THINK: Many Actors tell me that when they come out of a dense, dramatic role, it takes them days to come down. When a sequence is finished, are you capable of liberating yourself from a role and enjoying the rest of the day?

FORD: What I may take home with me is either joy, or a bitter feeling that I didn’t enjoy my performance so much. You see, I’m not into the judgment business and I try to get along with everybody, especially with myself. I try to stay within the parameters of my skin and not fantasise…

THINK: Tell me, what is the best line, or best thing, a woman has ever said to you?

FORD: Ray, really now. My gosh. I mean, I don’t remember.

THINK: Can’t remember? A top actor who has memorised hundreds if not thousand of lines?

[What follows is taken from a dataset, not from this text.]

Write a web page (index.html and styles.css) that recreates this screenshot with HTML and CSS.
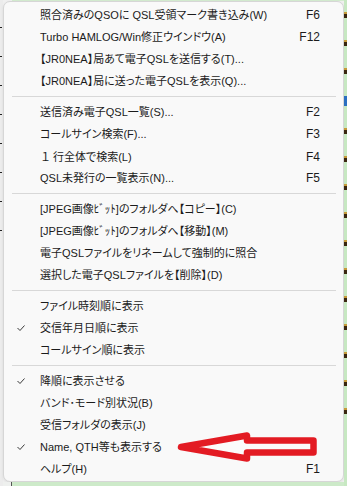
FILE: index.html
```html
<!DOCTYPE html>
<html lang="ja">
<head>
<meta charset="utf-8">
<title>Menu</title>
<link rel="stylesheet" href="styles.css">
</head>
<body>
<div class="app">
  <div class="left-strip">
    <i class="tick t1"></i><i class="tick t2"></i><i class="tick t3"></i><i class="tick t4"></i><i class="tick t5"></i><i class="tick t6"></i><i class="tick t7"></i><i class="tick t8"></i>
  </div>
  <div class="center">
    <div class="top-line"></div>
    <div class="menu">
      <div class="item"><span class="check"></span><span class="label">照合済みのQSOに QSL受領マーク書き込み(W)</span><span class="key">F6</span></div>
      <div class="item"><span class="check"></span><span class="label">Turbo HAMLOG/Win修正ウインドウ(A)</span><span class="key">F12</span></div>
      <div class="item"><span class="check"></span><span class="label">【JR0NEA】局あて電子QSLを送信する(T)...</span><span class="key"></span></div>
      <div class="item"><span class="check"></span><span class="label">【JR0NEA】局に送った電子QSLを表示(Q)...</span><span class="key"></span></div>
      <div class="sep"></div>
      <div class="item"><span class="check"></span><span class="label">送信済み電子QSL一覧(S)...</span><span class="key">F2</span></div>
      <div class="item"><span class="check"></span><span class="label">コールサイン検索(F)...</span><span class="key">F3</span></div>
      <div class="item"><span class="check"></span><span class="label"><span class="fw">１</span>行全体で検索(L)</span><span class="key">F4</span></div>
      <div class="item"><span class="check"></span><span class="label">QSL未発行の一覧表示(N)...</span><span class="key">F5</span></div>
      <div class="sep"></div>
      <div class="item"><span class="check"></span><span class="label">[JPEG画像ﾋﾞｯﾄ]のフォルダへ【コピー】(C)</span><span class="key"></span></div>
      <div class="item"><span class="check"></span><span class="label">[JPEG画像ﾋﾞｯﾄ]のフォルダへ【移動】(M)</span><span class="key"></span></div>
      <div class="item"><span class="check"></span><span class="label">電子QSLファイルをリネームして強制的に照合</span><span class="key"></span></div>
      <div class="item"><span class="check"></span><span class="label">選択した電子QSLファイルを【削除】(D)</span><span class="key"></span></div>
      <div class="sep"></div>
      <div class="item"><span class="check"></span><span class="label">ファイル時刻順に表示</span><span class="key"></span></div>
      <div class="item"><span class="check"><svg width="8" height="6" viewBox="0 0 8 6"><polyline points="0.5,3 3,5.5 7.5,0.5" fill="none" stroke="#3a3a3a" stroke-width="1"/></svg></span><span class="label">交信年月日順に表示</span><span class="key"></span></div>
      <div class="item"><span class="check"></span><span class="label">コールサイン順に表示</span><span class="key"></span></div>
      <div class="sep"></div>
      <div class="item"><span class="check"><svg width="8" height="6" viewBox="0 0 8 6"><polyline points="0.5,3 3,5.5 7.5,0.5" fill="none" stroke="#3a3a3a" stroke-width="1"/></svg></span><span class="label">降順に表示させる</span><span class="key"></span></div>
      <div class="item"><span class="check"></span><span class="label">バンド･モード別状況(B)</span><span class="key"></span></div>
      <div class="item"><span class="check"></span><span class="label">受信フォルダの表示(J)</span><span class="key"></span></div>
      <div class="item"><span class="check"><svg width="8" height="6" viewBox="0 0 8 6"><polyline points="0.5,3 3,5.5 7.5,0.5" fill="none" stroke="#3a3a3a" stroke-width="1"/></svg></span><span class="label">Name, QTH等も表示する</span><span class="key"></span></div>
      <div class="item"><span class="check"></span><span class="label">ヘルプ(H)</span><span class="key">F1</span></div>
    </div>
    <div class="bottom-line"></div>
  </div>
  <div class="right-strip">
    <i class="mark m1"></i><i class="mark m2"></i><i class="mark m3"></i><i class="mark blue"></i><i class="mark m4"></i><i class="mark m5"></i><i class="mark m6"></i><i class="mark m7"></i><i class="mark m8"></i><i class="mark m9"></i><i class="mark m10"></i><i class="mark m11"></i><i class="mark m12"></i><i class="mark m13"></i><i class="mark m14"></i>
  </div>
  <svg class="arrow" width="347" height="486" viewBox="0 0 347 486">
    <polygon points="181,447 247,435.5 247,440.5 313.5,440.5 313.5,452.5 247,452.5 247,458.5" fill="#fbfbfb" stroke="#e31b23" stroke-width="6.5" stroke-linejoin="round"/>
  </svg>
</div>
</body>
</html>
```

FILE: styles.css
```css
* { box-sizing: border-box; }
html, body { margin: 0; padding: 0; }
body {
  width: 347px;
  height: 486px;
  overflow: hidden;
  background: #f0f0f0;
  font-family: "Liberation Sans", "Noto Sans CJK JP", sans-serif;
}
.app {
  position: relative;
  display: flex;
  width: 347px;
  height: 486px;
}
.left-strip {
  width: 3px;
  flex: none;
  background: #ececec;
  display: flex;
  flex-direction: column;
  padding-top: 27px;
  gap: 28px;
}
.tick {
  display: block;
  width: 2px;
  height: 1px;
  background: #222;
}
.center {
  flex: none;
  width: 341px;
  display: flex;
  flex-direction: column;
}
.top-line {
  height: 1px;
  background: linear-gradient(to right, #f0f0f0 0 9px, #d4ecd0 9px);
}
.bottom-line {
  flex: 1;
  background: linear-gradient(to right, #eef0ee 0 8px, #555 8px 9px, #cdeac9 9px);
}
.menu {
  background: #f9f9f9;
  border: 1px solid #d6d6d6;
  border-radius: 7px;
  padding: 2px 0 1px 0;
  box-shadow: 0 1px 3px rgba(0,0,0,0.08);
}
.item {
  display: grid;
  grid-template-columns: 36px 1fr auto;
  align-items: center;
  height: 22px;
  padding-right: 23px;
  font-size: 11px;
  line-height: 22px;
  color: #1b1b1b;
  font-feature-settings: "palt";
  white-space: nowrap;
}
.key { font-size: 12px; }
.fw {
  font-family: "Noto Sans CJK JP", sans-serif;
  font-feature-settings: normal;
  margin-right: 2px;
}
.check {
  display: flex;
  align-items: center;
  padding-left: 13px;
  height: 22px;
}
.check svg { display: block; }
.key {
  text-align: right;
  color: #1b1b1b;
}
.sep {
  height: 9px;
  margin: 0 7px 0 8px;
  background: linear-gradient(#d8d8d8, #d8d8d8) 0 4px / 100% 1px no-repeat;
}
.right-strip {
  width: 3px;
  flex: none;
  background: #c7e8c2;
  display: flex;
  flex-direction: column;
  padding-top: 12px;
  gap: 22px;
}
.mark {
  display: block;
  width: 3px;
  height: 6px;
  background: linear-gradient(#c69a3a 0 2px, #3a2710 2px);
}
.mark.blue {
  height: 10px;
  background: #2b6fc0;
}
.arrow {
  position: absolute;
  left: 0;
  top: 0;
  pointer-events: none;
}
```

FORD: It’s the end of the day to start making up stuff. Okay, okay, you want to know what the best thing a woman said to me, right?

THINK: Right.

FORD: In one word: Yes.

THINK: How do you feel about the American Film institute selecting you for the Life Achievement Award? Or even the other awards you’ve received through the years? You seem a bit uneasy about them?

FORD: Well, silly as it may seem, though I’m very grateful and appreciate them, I feel terribly awkward about giving speeches. Isn’t that silly?

THINK: I hope you don’t mind me asking about your flying accident.

FORD: Well that’s it. It was a mechanical failure, rather than pilot error. Like in any sport this comes with the territory. You wish and believe it won’t happen to you, but when it does, you’d better understand that it had to happen one day, much like driving a car. The whole thing was so minor. It wouldn’t have been reported if I weren’t a celebrity.

THINK: So you don’t like living on the edge, the way many people think.

FORD: They couldn’t be more wrong. I love to live safely and successfully. I practice flying in order to mitigate what risk there might be naturally in defying gravity, but I’m not looking out for a thrill when I fly. Look, for me, flying is not a risk.

THINK: If not the ghosts, or a flying accident, is there anything that scares you?

FORD: What scares me is the unexpected. Things that come when you don’t expect – so, I can’t name them. You know you can hate something without really being scared.

THINK: Changing the subject. You’ve worked with some of the most beautiful screen actresses, is it enough to create good chemistry? What skills does one need to bring to the set in this respect?

FORD: Oh, it rarely happens when I don’t enjoy thoroughly the company of the ladies that I work with. Well, there is one situation – but I won’t give you any clues.